How AI is Resurrecting a 200-Year-Old Unsolved Mystery the British Empire Tried to Destroy

For almost 200 years, the Singapore Stone has been one of the Southeast Asian’s unsolved inscription mysteries. It was once a massive sandstone monolith at the mouth of the Singapore River, with an undecipherable inscription which is thought to be the result of the sophisticated maritime Nusantara writing system with Indic influence. But this silent witness to history was destroyed, in 1843, when the British colonial expansion works blew it apart, to open up the river passage.
What remains today are not the stone surfaces themselves, but rather a group of “mediated witnesses” such as sketches, rubbings and facsimiles created by 19th-century antiquarians. This loss brings about a huge methodological problem: how can one study a text if the text itself does not exist?
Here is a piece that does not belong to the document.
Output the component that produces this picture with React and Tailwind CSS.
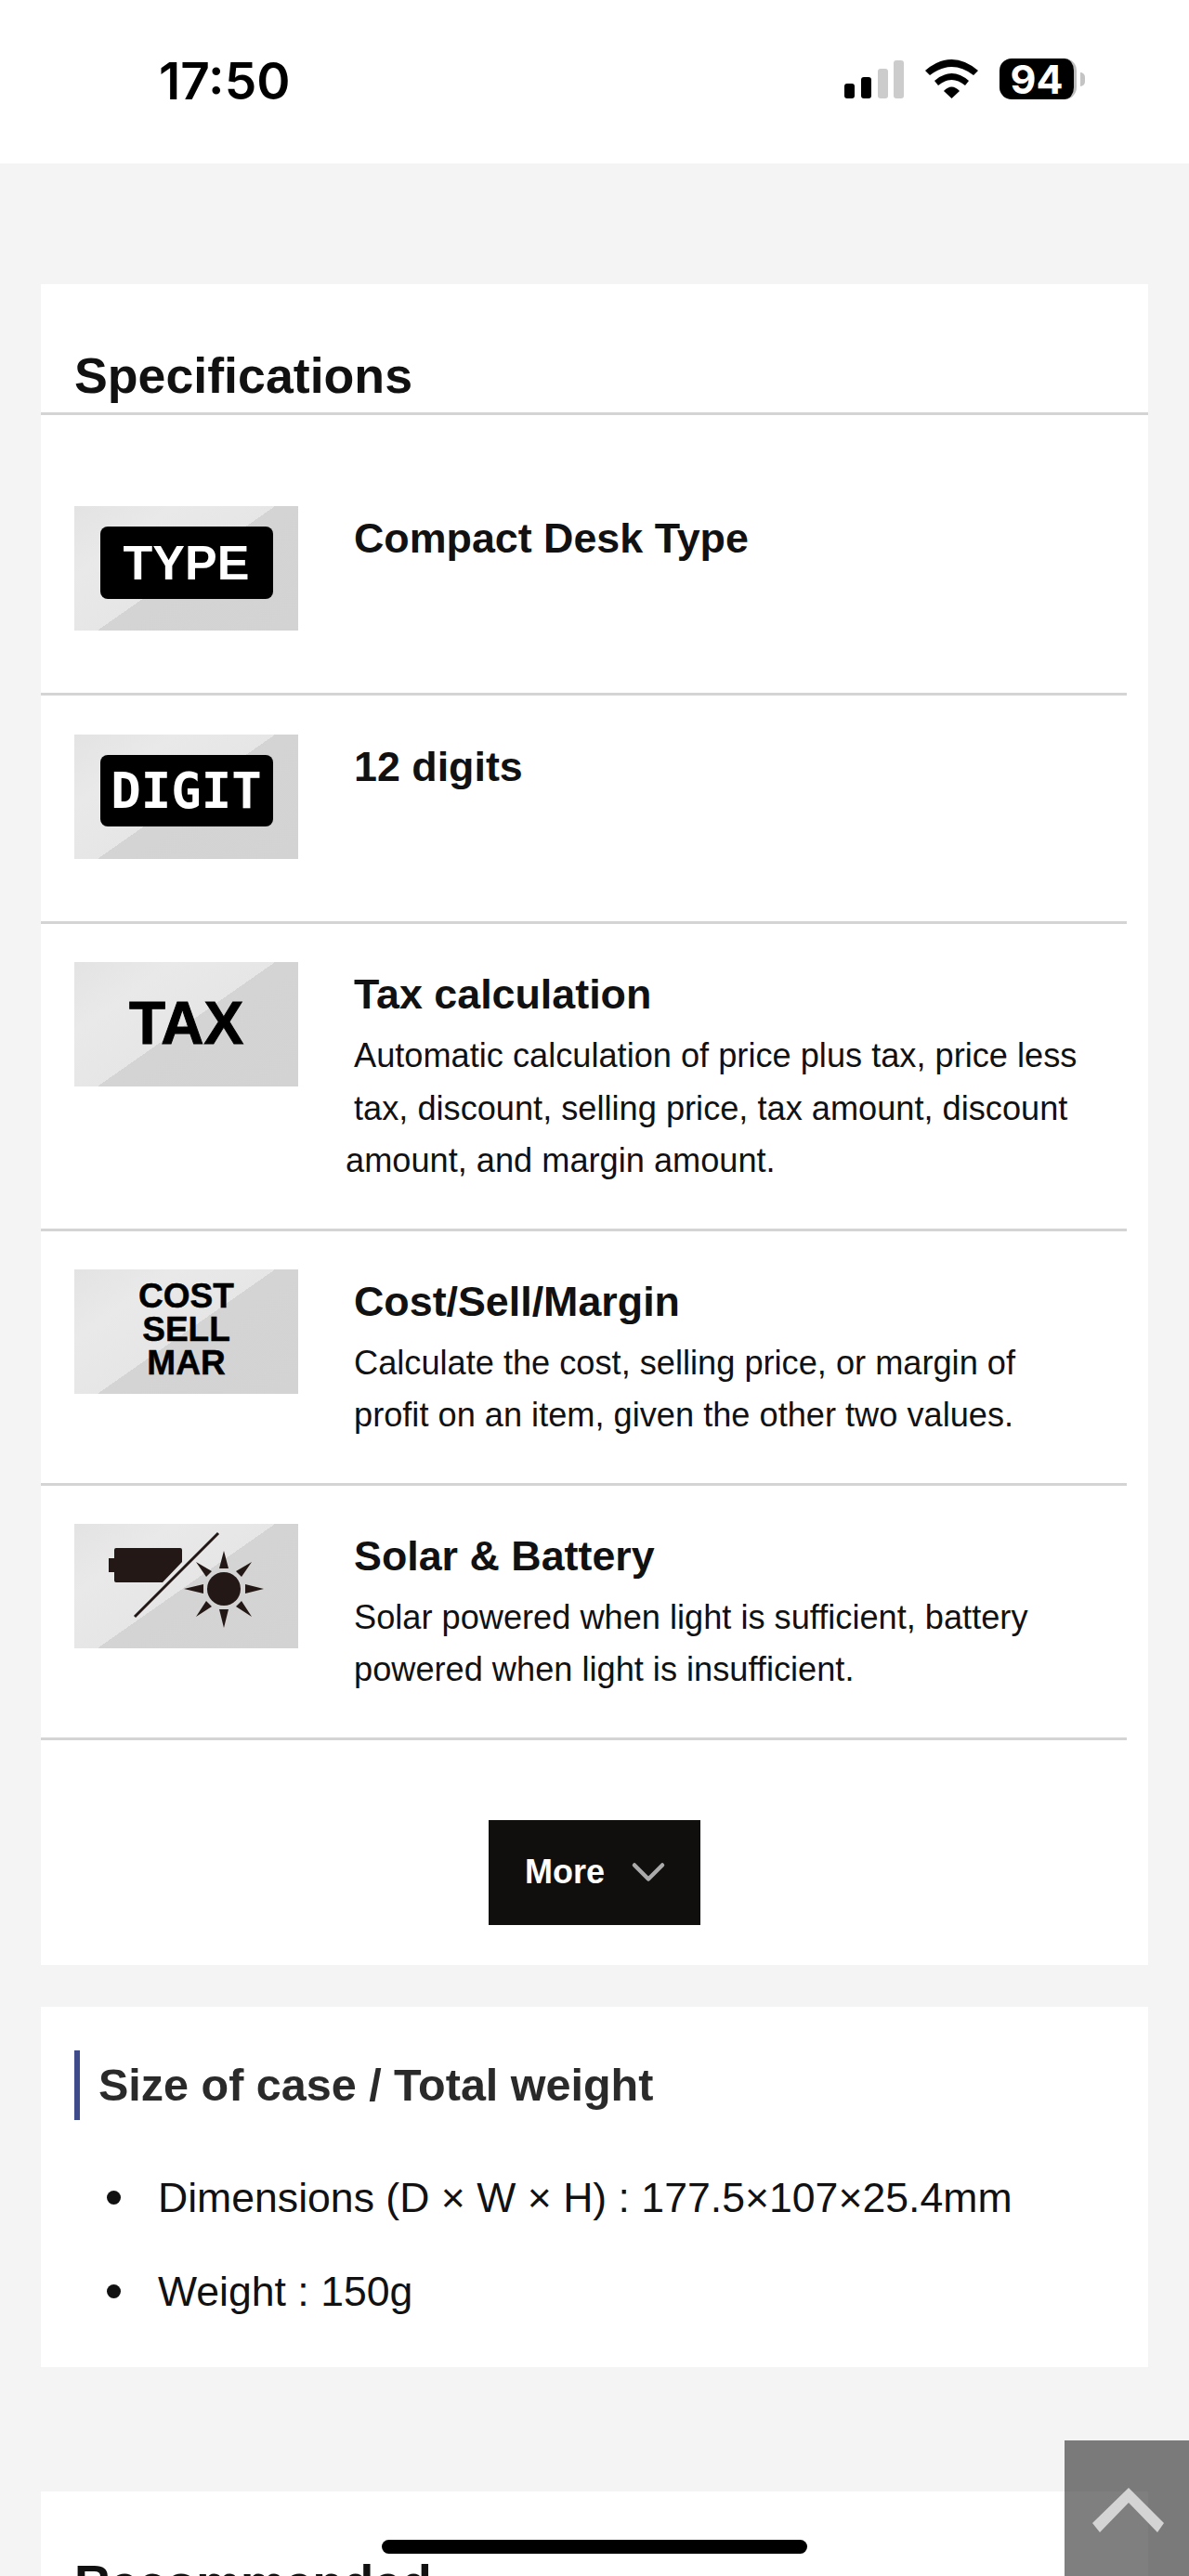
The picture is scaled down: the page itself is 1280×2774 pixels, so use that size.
import React from 'react';
import { ChevronDown } from 'lucide-react';

const iconBg = 'w-[241px] h-[134px] shrink-0 flex items-center justify-center bg-[linear-gradient(145deg,#e3e3e3_0%,#e9e9e9_25%,#e6e6e6_50%,#d4d4d4_50%,#d3d3d3_100%)]';

const StatusIcons = () => (
    <div className="flex items-center">
        <svg width="64" height="41" viewBox="0 0 64 41" className="mr-[23px]">
            <rect x="0" y="25" width="11" height="16" rx="3" fill="#000" />
            <rect x="18" y="18" width="11" height="23" rx="3" fill="#000" />
            <rect x="36" y="9" width="11" height="32" rx="3" fill="#cccccc" />
            <rect x="53" y="0" width="11" height="41" rx="3" fill="#cccccc" />
        </svg>
        <svg width="57" height="42" viewBox="0 0 57 42" className="mr-[23px]">
            <path d="M0 12 Q28.5 -12 57 12 L52 17 Q28.5 -1 5 17 Z" fill="#000" />
            <path d="M10 23 Q28.5 7 47 23 L43 28 Q28.5 16 14 28 Z" fill="#000" />
            <path d="M20 34 Q28.5 25 37 34 L28.5 42 Z" fill="#000" />
        </svg>
        <div className="w-[83px] h-[44px] rounded-[13px] bg-[#000] flex items-center justify-center border-r-[3px] border-[#bdbdbd]">
            <span className="text-white text-[43px] font-bold leading-none font-['Inter']">94</span>
        </div>
        <div className="w-[5px] h-[15px] ml-[4px] rounded-r-full bg-[#c4c4c4]" />
    </div>
);

const SolarIcon = () => (
    <svg width="241" height="134" viewBox="0 0 241 134">
        <path d="M43 28 Q43 26 45 26 L114 26 Q116 26 116 28 L116 41 L95 63 L45 63 Q43 63 43 61 L43 52 L37 52 L37 37 L43 37 Z" fill="#231815" />
        <line x1="65" y1="100" x2="155" y2="10" stroke="#231815" strokeWidth="3" />
        <circle cx="161" cy="70" r="18" fill="#231815" />
        <path d="M161 29 L166 48 L156 48 Z M161 112 L166 92 L156 92 Z M118 70 L139 65 L139 75 Z M204 70 L184 65 L184 75 Z M131 41 L148 51 L142 57 Z M191 41 L174 51 L180 57 Z M131 100 L148 89 L142 83 Z M191 100 L174 89 L180 83 Z" fill="#231815" />
    </svg>
);

const rows = [
    {
        title: 'Compact Desk Type',
        top: 'pt-[98px]',
        icon: (
            <div className="w-[186px] h-[78px] mb-[13px] rounded-[8px] bg-black flex items-center justify-center">
                <span className="text-white text-[52px] font-bold leading-none">TYPE</span>
            </div>
        ),
    },
    {
        title: '12 digits',
        top: 'pt-[42px]',
        icon: (
            <div className="w-[186px] h-[77px] mb-[13px] rounded-[8px] bg-black flex items-center justify-center">
                <span className="text-white text-[54px] font-bold leading-none font-['DejaVu_Sans_Mono']">DIGIT</span>
            </div>
        ),
    },
    {
        title: 'Tax calculation',
        top: 'pt-[41px]',
        desc: [
            <span key="1" className="block whitespace-nowrap">Automatic calculation of price plus tax, price less</span>,
            <span key="2" className="block whitespace-nowrap">tax, discount, selling price, tax amount, discount</span>,
            <span key="3" className="block whitespace-nowrap -ml-[9px]">amount, and margin amount.</span>,
        ],
        icon: <span className="text-black text-[64px] font-bold leading-none [-webkit-text-stroke:1px_black] -mt-[3px]">TAX</span>,
    },
    {
        title: 'Cost/Sell/Margin',
        top: 'pt-[41px]',
        desc: [
            <span key="1" className="block whitespace-nowrap">Calculate the cost, selling price, or margin of</span>,
            <span key="2" className="block whitespace-nowrap">profit on an item, given the other two values.</span>,
        ],
        icon: (
            <div className="text-black text-[37px] font-bold leading-[36px] text-center [-webkit-text-stroke:0.5px_black] -mt-[3px]">
                COST<br />SELL<br />MAR
            </div>
        ),
    },
    {
        title: 'Solar & Battery',
        top: 'pt-[41px]',
        desc: [
            <span key="1" className="block whitespace-nowrap">Solar powered when light is sufficient, battery</span>,
            <span key="2" className="block whitespace-nowrap">powered when light is insufficient.</span>,
        ],
        icon: <SolarIcon />,
    },
];

const SpecRow = ({ row }) => (
    <div className={`flex w-[1169px] pl-[36px] border-b-[3px] border-[#d4d4d4] ${row.top}`}>
        <div className="pb-[67px]">
            <div className={iconBg}>{row.icon}</div>
        </div>
        <div className="ml-[60px] pb-[44px]">
            <h3 className="text-[44.8px] font-bold text-[#111] leading-[69px]">{row.title}</h3>
            {row.desc && <p className="text-[36.2px] text-[#111] leading-[56.5px] mt-[4px]">{row.desc}</p>}
        </div>
    </div>
);

const App = () => {
    return (
        <div className="relative w-[1280px] h-[2774px] overflow-hidden bg-[#f4f4f4] font-['Liberation_Sans',Arial,sans-serif]">
            {/* Status bar */}
            <div className="h-[176px] bg-white flex items-start justify-between pl-[171px] pr-[112px]">
                <span className="mt-[55px] text-[55px] font-semibold leading-[64px] text-black font-['Inter']">17:50</span>
                <div className="mt-[63px]">
                    <StatusIcons />
                </div>
            </div>

            <div className="pt-[130px] px-[44px]">
                {/* Specifications */}
                <section className="bg-white pb-[43px]">
                    <h2 className="h-[141px] pl-[36px] pt-[62px] text-[53.7px] leading-[72px] font-bold text-[#111] border-b-[3px] border-[#d4d4d4]">Specifications</h2>
                    {rows.map((row) => (
                        <SpecRow key={row.title} row={row} />
                    ))}
                    <div className="flex justify-center mt-[86px]">
                        <button className="w-[228px] h-[113px] pl-[13px] bg-[#110f0e] flex items-center justify-center text-white text-[36px] font-bold">
                            More
                            <ChevronDown className="ml-[17px] w-[60px] h-[60px] text-[#aaaaaa]" strokeWidth={1.8} />
                        </button>
                    </div>
                </section>

                {/* Size of case */}
                <section className="mt-[45px] bg-white pt-[47px] pl-[36px] h-[388px]">
                    <h3 className="h-[75px] flex items-center border-l-[6px] border-[#3f4a8a] pl-[20px] text-[48.5px] font-bold text-[#2a2a2a]">Size of case / Total weight</h3>
                    <ul className="mt-[32px] ml-[72px] list-disc text-[44.6px] text-[#111] marker:text-[50px]">
                        <li className="h-[101px] leading-[101px] pl-[18px]">Dimensions (D × W × H) : 177.5×107×25.4mm</li>
                        <li className="h-[101px] leading-[101px] pl-[18px]">Weight : 150g</li>
                    </ul>
                </section>

                {/* Recommended */}
                <section className="mt-[134px] bg-white">
                    <h2 className="pl-[36px] pt-[62px] text-[53.7px] leading-[72px] font-bold text-[#111]">Recommended</h2>
                </section>
            </div>

            {/* Back to top */}
            <div className="absolute right-0 top-[2628px] w-[134px] h-[146px] bg-black/50">
                <svg width="134" height="146" viewBox="0 0 134 146">
                    <polygon points="69,51 107,89 100,99 69,67 38,99 30,89" fill="#d4d4d4" />
                </svg>
            </div>

            {/* Home indicator */}
            <div className="absolute left-[411px] top-[2735px] w-[458px] h-[15px] rounded-full bg-black" />
        </div>
    );
};

export default App;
The most important question is how do we not impose contemporary ideas onto a damaged and incomplete record?
These are the questions that underpin my research. Unlike the conventional approach to decipherment, which is usually based on “inspired guesswork,” I created a computational, component-based method that allows the existing 19th-century facsimiles to be measured as a data set. What is created is a “witness-first computational epigraphy framework”: a repeatable system of physically removing marks from a text, while simultaneously removing the subjective component of reading its meaning.